Compare this to Trump’s first visit to Beijing in 2017, when Xi walked the American president through the Forbidden City in a display of confident theatrics, projecting China as an ascending civilization receiving a respectful peer. Xi was now managing a military leadership in the middle of an unprecedented corruption purge of senior officers, an economy that had not recovered the growth rates or the international confidence it commanded a decade ago, and a technology sector increasingly walled off from the components it needed to advance. The self-assurance of 2017 had been replaced by something visibly more defensive.

The summit produced four concrete outcomes, all on Washington’s terms

The military campaign against Iranian targets served notice to Beijing that arming, financing, and diplomatically shielding regional proxies to tie down American power carries real costs that ultimately land on China.

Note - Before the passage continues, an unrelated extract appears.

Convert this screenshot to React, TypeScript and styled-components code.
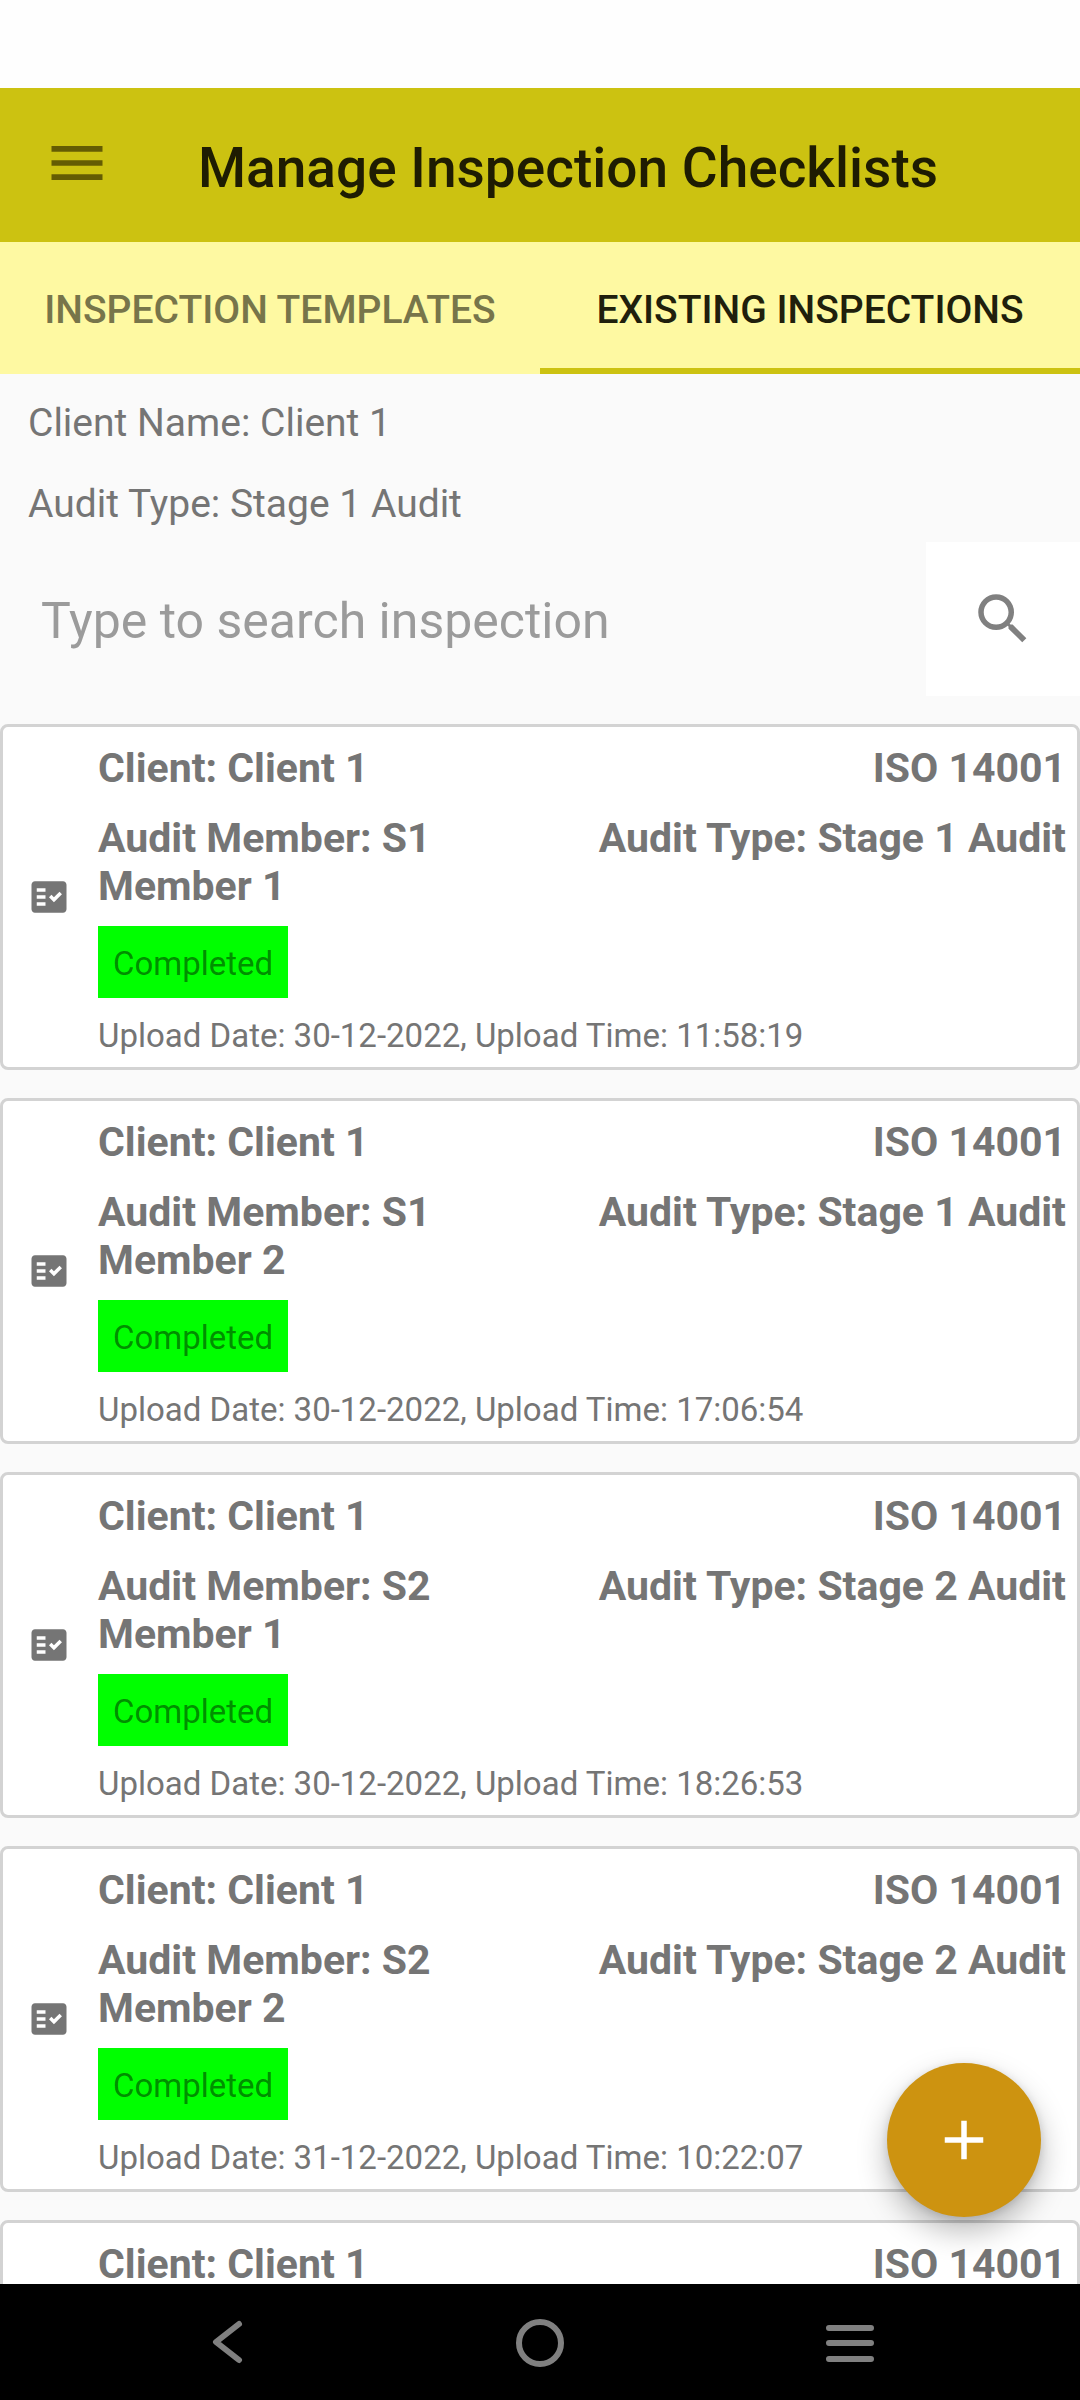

China will not receive advanced American chips without accepting the conditions attached to them, and those conditions include the technical capacity for Washington to terminate access remotely, a constraint with no historical equivalent in great-power commercial relations.

Beijing accepted expanded purchasing obligations for American energy and agricultural goods, a concession driven by the energy vulnerability that American Middle East operations had exposed.

The era in which the CCP could extract benefits from Washington while systematically undermining American interests, biding its time and waiting for American attention to fragment, has ended. China’s leaders now face that reckoning cut off from advanced American chips, locked into energy dependency, and without the Iranian proxy buffer they spent years building.